>> start RECORD SET

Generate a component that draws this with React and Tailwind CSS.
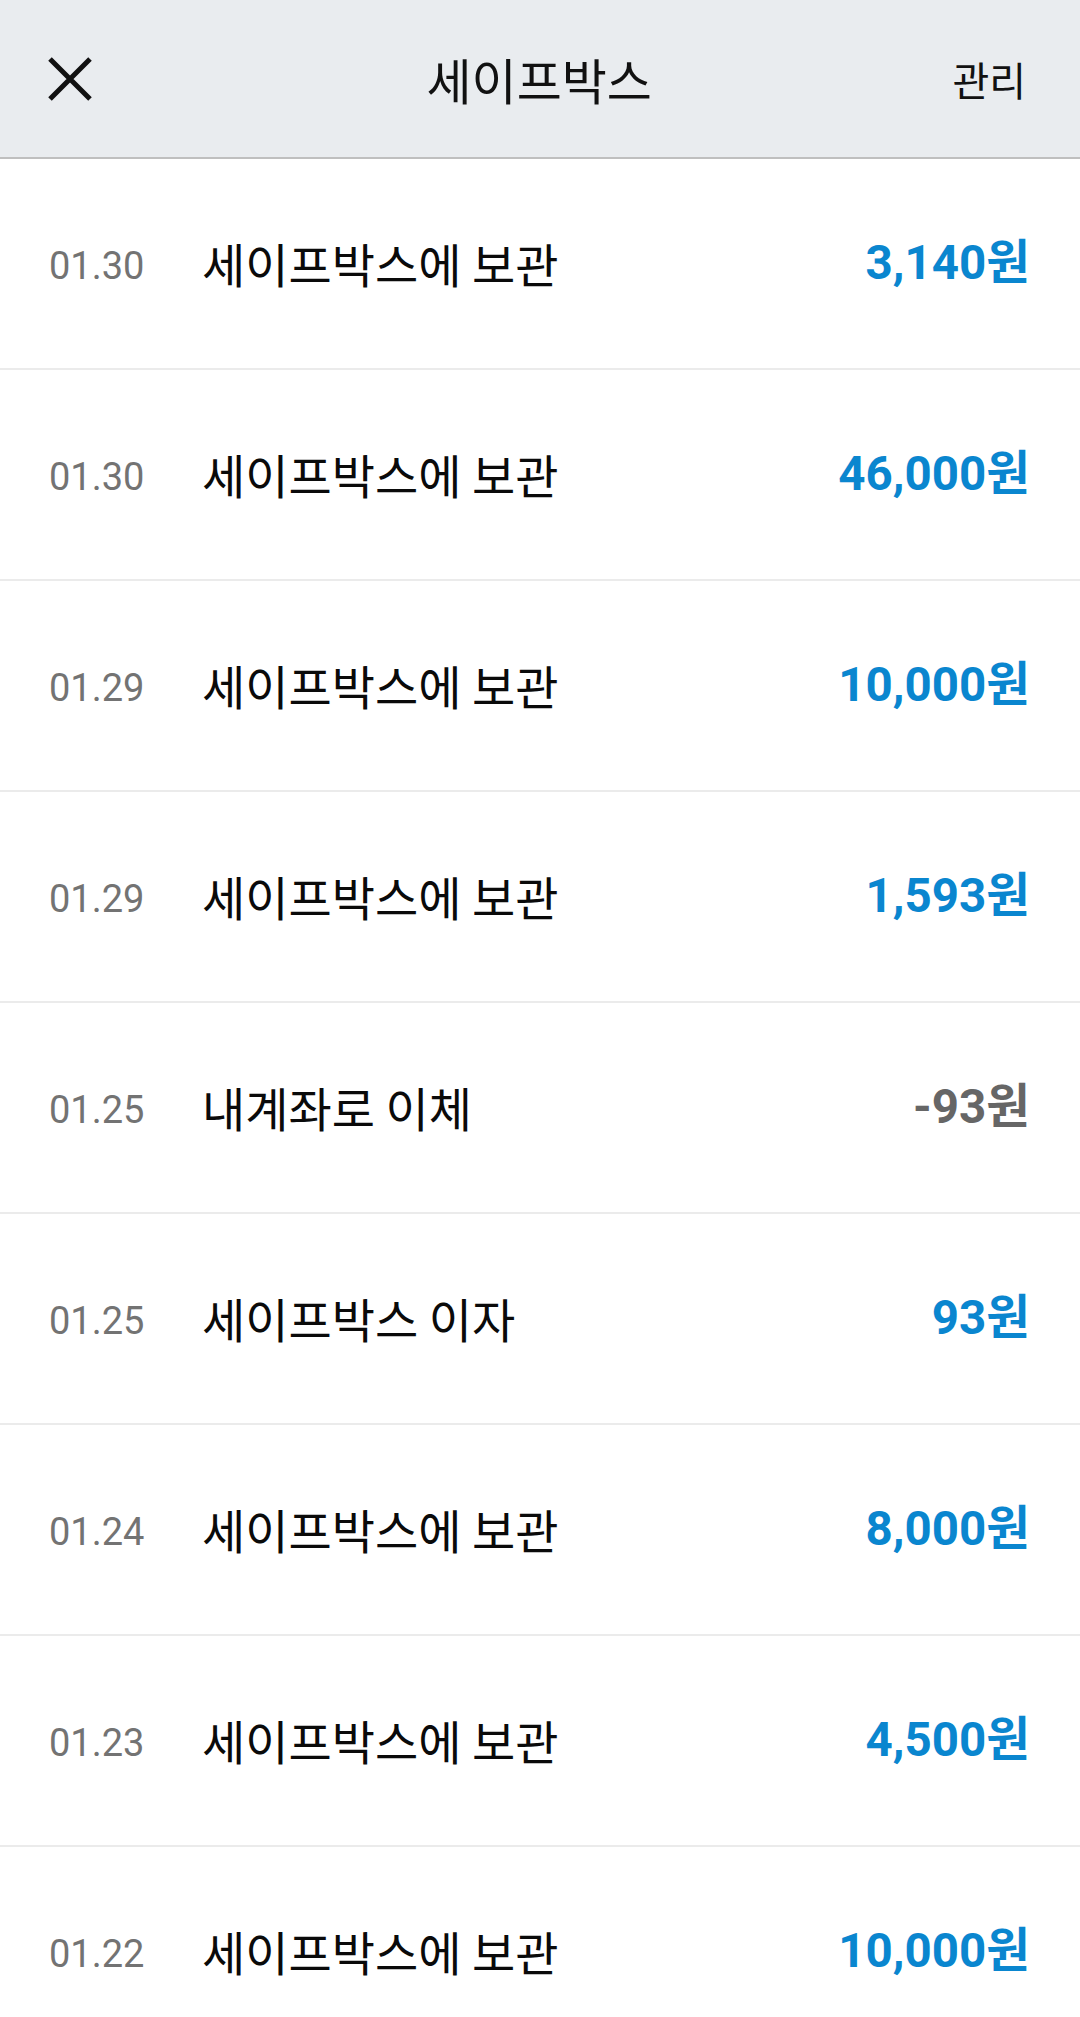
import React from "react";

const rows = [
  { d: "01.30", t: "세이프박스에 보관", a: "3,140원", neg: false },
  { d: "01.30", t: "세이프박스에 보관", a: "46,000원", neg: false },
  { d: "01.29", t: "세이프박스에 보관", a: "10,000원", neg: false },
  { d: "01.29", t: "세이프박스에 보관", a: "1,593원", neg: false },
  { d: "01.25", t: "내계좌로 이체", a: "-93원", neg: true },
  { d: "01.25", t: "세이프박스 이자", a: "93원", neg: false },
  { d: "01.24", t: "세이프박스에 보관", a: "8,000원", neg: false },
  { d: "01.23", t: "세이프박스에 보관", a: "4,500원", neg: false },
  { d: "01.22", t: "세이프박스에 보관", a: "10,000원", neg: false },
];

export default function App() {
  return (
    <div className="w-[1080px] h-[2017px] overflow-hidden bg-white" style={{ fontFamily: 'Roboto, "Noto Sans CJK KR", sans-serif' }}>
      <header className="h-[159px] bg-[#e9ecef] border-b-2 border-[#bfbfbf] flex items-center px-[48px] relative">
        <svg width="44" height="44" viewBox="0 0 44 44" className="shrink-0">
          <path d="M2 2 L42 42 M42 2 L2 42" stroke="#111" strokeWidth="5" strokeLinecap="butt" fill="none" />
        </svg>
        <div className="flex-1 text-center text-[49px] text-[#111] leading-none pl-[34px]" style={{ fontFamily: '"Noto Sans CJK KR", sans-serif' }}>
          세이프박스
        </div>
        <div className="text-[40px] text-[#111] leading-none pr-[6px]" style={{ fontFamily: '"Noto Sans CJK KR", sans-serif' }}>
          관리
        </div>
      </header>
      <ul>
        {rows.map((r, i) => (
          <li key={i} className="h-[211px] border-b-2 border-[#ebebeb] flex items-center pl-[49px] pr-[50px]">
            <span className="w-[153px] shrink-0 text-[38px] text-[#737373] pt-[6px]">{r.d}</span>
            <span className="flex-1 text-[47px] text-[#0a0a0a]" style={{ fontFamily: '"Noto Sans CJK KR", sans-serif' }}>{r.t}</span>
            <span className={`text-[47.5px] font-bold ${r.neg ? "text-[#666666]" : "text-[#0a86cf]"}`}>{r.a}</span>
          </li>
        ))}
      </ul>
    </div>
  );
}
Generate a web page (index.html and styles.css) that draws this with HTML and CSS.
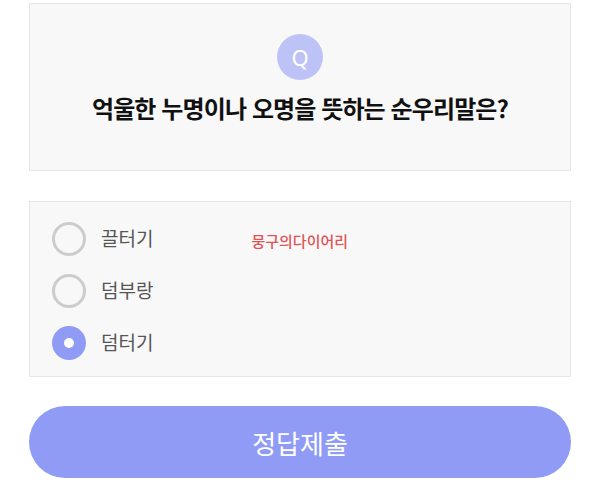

>> end RECORD SET

* [AIM]:
Each line of the data is to be duplicated exactly; pictures stay out of the copy.

* [SOLVED PROBLEM]:
Generate a component that draws this with React and Tailwind CSS.
import React from "react";

const rows = [
  { d: "01.30", t: "세이프박스에 보관", a: "3,140원", neg: false },
  { d: "01.30", t: "세이프박스에 보관", a: "46,000원", neg: false },
  { d: "01.29", t: "세이프박스에 보관", a: "10,000원", neg: false },
  { d: "01.29", t: "세이프박스에 보관", a: "1,593원", neg: false },
  { d: "01.25", t: "내계좌로 이체", a: "-93원", neg: true },
  { d: "01.25", t: "세이프박스 이자", a: "93원", neg: false },
  { d: "01.24", t: "세이프박스에 보관", a: "8,000원", neg: false },
  { d: "01.23", t: "세이프박스에 보관", a: "4,500원", neg: false },
  { d: "01.22", t: "세이프박스에 보관", a: "10,000원", neg: false },
];

export default function App() {
  return (
    <div className="w-[1080px] h-[2017px] overflow-hidden bg-white" style={{ fontFamily: 'Roboto, "Noto Sans CJK KR", sans-serif' }}>
      <header className="h-[159px] bg-[#e9ecef] border-b-2 border-[#bfbfbf] flex items-center px-[48px] relative">
        <svg width="44" height="44" viewBox="0 0 44 44" className="shrink-0">
          <path d="M2 2 L42 42 M42 2 L2 42" stroke="#111" strokeWidth="5" strokeLinecap="butt" fill="none" />
        </svg>
        <div className="flex-1 text-center text-[49px] text-[#111] leading-none pl-[34px]" style={{ fontFamily: '"Noto Sans CJK KR", sans-serif' }}>
          세이프박스
        </div>
        <div className="text-[40px] text-[#111] leading-none pr-[6px]" style={{ fontFamily: '"Noto Sans CJK KR", sans-serif' }}>
          관리
        </div>
      </header>
      <ul>
        {rows.map((r, i) => (
          <li key={i} className="h-[211px] border-b-2 border-[#ebebeb] flex items-center pl-[49px] pr-[50px]">
            <span className="w-[153px] shrink-0 text-[38px] text-[#737373] pt-[6px]">{r.d}</span>
            <span className="flex-1 text-[47px] text-[#0a0a0a]" style={{ fontFamily: '"Noto Sans CJK KR", sans-serif' }}>{r.t}</span>
            <span className={`text-[47.5px] font-bold ${r.neg ? "text-[#666666]" : "text-[#0a86cf]"}`}>{r.a}</span>
          </li>
        ))}
      </ul>
    </div>
  );
}
Generate a web page (index.html and styles.css) that draws this with HTML and CSS.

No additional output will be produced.